Paper No. 51-27
Presentation Time: 1:30 PM-5:30 PM
THE EFFECTS OF GRAIN-SIZE DEPENDENT CLAST ORIENTATION AND ASPECT RATIO FOR STRAIN ANALYSIS IN DEFORMED SEDIMENTARY ROCKS: A CASE STUDY FROM THE TUSCALOOSA FORMATION OF GEORGIA (USA)
Strain analysis using the Rf-phi technique is commonly conducted on deformed sedimentary rocks since clasts are generally assumed to be randomly oriented (-90 to +90 phi) with a range of aspect ratios (Rf) that are independent of clast size. Some workers, however, have found that Rf-phi bulk strain calculations (Rs) can vary within an individual sample depending on the size of the grains selected for analysis. As an example, clasts of deformed metaconglomerate from the lower greenschist facies Cheaha Quartzite (Talladega belt, Alabama) and amphibolite facies Marquenas Formation (Picuris Mountains, New Mexico) showed a systematic increase in calculated Rs from smaller to larger grains (sand to cobbles).

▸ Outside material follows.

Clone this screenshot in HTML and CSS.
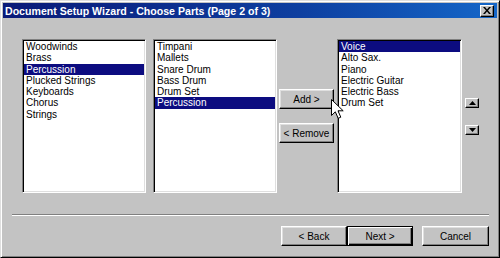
FILE: index.html
```html
<!DOCTYPE html>
<html lang="en">
<head>
    <meta charset="UTF-8">
    <title>Document Setup Wizard</title>
    <link rel="stylesheet" href="styles.css">
</head>
<body>

    <div class="window">
        <div class="titlebar">
            <span class="title">Document Setup Wizard - Choose Parts (Page 2 of 3)</span>
            <span class="close">
                <svg width="8" height="7" viewBox="0 0 8 7">
                    <path d="M0 0h2l2 2.5 2-2.5h2l-3 3.5 3 3.5h-2l-2-2.5-2 2.5h-2l3-3.5z" fill="#000"/>
                </svg>
            </span>
        </div>

        <div class="panel">
            <ul class="list list-groups">
                <li>Woodwinds</li>
                <li>Brass</li>
                <li class="selected">Percussion</li>
                <li>Plucked Strings</li>
                <li>Keyboards</li>
                <li>Chorus</li>
                <li>Strings</li>
            </ul>

            <ul class="list list-parts">
                <li>Timpani</li>
                <li>Mallets</li>
                <li>Snare Drum</li>
                <li>Bass Drum</li>
                <li>Drum Set</li>
                <li class="selected">Percussion</li>
            </ul>

            <div class="move-buttons">
                <button class="btn btn-add">Add &gt;</button>
                <button class="btn btn-remove">&lt; Remove</button>
                <svg class="cursor" width="13" height="20" viewBox="0 0 13 20">
                    <path d="M0.5 0.5V16.5L4.3 12.8L7.2 19.3L9.8 18.2L7 11.8H12.2Z" fill="#fff" stroke="#000" stroke-width="1"/>
                </svg>
            </div>

            <ul class="list list-score">
                <li class="selected">Voice</li>
                <li>Alto Sax.</li>
                <li>Piano</li>
                <li>Electric Guitar</li>
                <li>Electric Bass</li>
                <li>Drum Set</li>
            </ul>

            <div class="order-buttons">
                <button class="btn-small">
                    <svg width="7" height="4" viewBox="0 0 7 4"><path d="M3.5 0L7 4H0Z" fill="#000"/></svg>
                </button>
                <button class="btn-small btn-down">
                    <svg width="7" height="4" viewBox="0 0 7 4"><path d="M0 0H7L3.5 4Z" fill="#000"/></svg>
                </button>
            </div>
        </div>

        <div class="separator"></div>

        <div class="footer">
            <button class="btn btn-nav">&lt; Back</button>
            <button class="btn btn-nav btn-default">Next &gt;</button>
            <button class="btn btn-nav btn-cancel">Cancel</button>
        </div>
    </div>

</body>
</html>
```

FILE: styles.css
```css
body {
    margin: 0;
    font-family: "Liberation Sans", Arial, sans-serif;
    font-size: 10px;
    background-color: #c3c3c3;
}
.window {
    width: 500px;
    height: 258px;
    box-sizing: border-box;
    padding: 2px;
    background-color: #c3c3c3;
    border: 1px solid;
    border-color: #dfdfdf #000 #000 #dfdfdf;
    box-shadow: inset 1px 1px #fff, inset -1px -1px #808080;
}
.titlebar {
    height: 15px;
    display: flex;
    align-items: center;
    justify-content: space-between;
    padding: 0 3px 0 2px;
    background: linear-gradient(to right, #0a1a78, #0e3fa0 60%, #1466c8);
}
.title {
    color: white;
    font-weight: bold;
    font-size: 10.6px;
}
.close {
    width: 14px;
    height: 12px;
    box-sizing: border-box;
    display: flex;
    align-items: center;
    justify-content: center;
    background-color: #c3c3c3;
    border: 1px solid;
    border-color: #fff #000 #000 #fff;
    box-shadow: inset -1px -1px #808080;
}
.panel {
    display: flex;
    align-items: flex-start;
    padding: 21px 0 0 19px;
    height: 154px;
}
.list {
    list-style: none;
    margin: 0;
    padding: 1px;
    height: 154px;
    box-sizing: border-box;
    background-color: white;
    border: 1px solid;
    border-color: #808080 #fff #fff #808080;
    box-shadow: inset 1px 1px #000, inset -1px -1px #dfdfdf;
}
.list li {
    height: 11.3px;
    line-height: 11.3px;
    padding-left: 2px;
    white-space: nowrap;
}
.list li.selected {
    background-color: #0c0c80;
    color: white;
}
.list-groups {
    width: 124px;
    margin-right: 7px;
}
.list-parts {
    width: 124px;
    margin-right: 2px;
}
.list-score {
    width: 125px;
    margin-right: 3px;
}
.move-buttons {
    position: relative;
    display: flex;
    flex-direction: column;
    gap: 14px;
    width: 55px;
    margin-right: 3px;
    padding-top: 50px;
}
.btn {
    height: 20px;
    padding: 0;
    font-family: "Liberation Sans", Arial, sans-serif;
    font-size: 10px;
    color: black;
    background-color: #c3c3c3;
    border: 1px solid;
    border-color: #fff #000 #000 #fff;
    box-shadow: inset -1px -1px #808080, inset 1px 1px #dfdfdf;
}
.cursor {
    position: absolute;
    left: 52px;
    top: 60px;
}
.order-buttons {
    display: flex;
    flex-direction: column;
    gap: 17px;
    padding-top: 59px;
}
.btn-small {
    width: 14px;
    height: 10px;
    padding: 0;
    display: flex;
    align-items: center;
    justify-content: center;
    background-color: #c3c3c3;
    border: 1px solid;
    border-color: #fff #000 #000 #fff;
    box-shadow: inset -1px -1px #808080;
}
.separator {
    margin: 21px 8px 0 9px;
    height: 1px;
    background-color: #808080;
    border-bottom: 1px solid #fff;
}
.footer {
    display: flex;
    justify-content: flex-end;
    padding: 10px 8px 0 0;
}
.btn-nav {
    width: 66px;
}
.btn-default {
    border-color: #000;
    box-shadow: inset 1px 1px #fff, inset -1px -1px #000, inset -2px -2px #808080;
}
.btn-cancel {
    width: 67px;
    margin-left: 9px;
}
```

Differences in Rs from smaller to larger grain size populations varied by as much as 127%. Analysis of deformed (i.e., folded but not metamorphosed) conglomerates from the southern Appalachian foreland basin yielded similar results, with smaller grain size populations (sand) yielding lower calculated Rs values than larger grain size populations (pebbles) during Rf-phi analysis. Analysis of clast orientation and aspect ratio from a conglomerate in the barely deformed Attala Chert (Alabama foreland) revealed aspect ratio and clast orientation values that varied by grain size populations (sand to pebbles), which could explain the apparent grain-size dependent “strain partitioning” observed during Rf-phi analysis of highly deformed conglomerates. In this project, we use a strain analysis program (Ellipsefit) to analyze a conglomerate from the Late Cretaceous Tuscaloosa Formation of Georgia that has experienced no deformation since deposition. Bedding parallel views from multiple samples provide both clast orientation and aspect ratio data for hundreds of sand to pebble-sized grains that should reveal anisotropies that would affect both Rf and phi values in a deformed rock.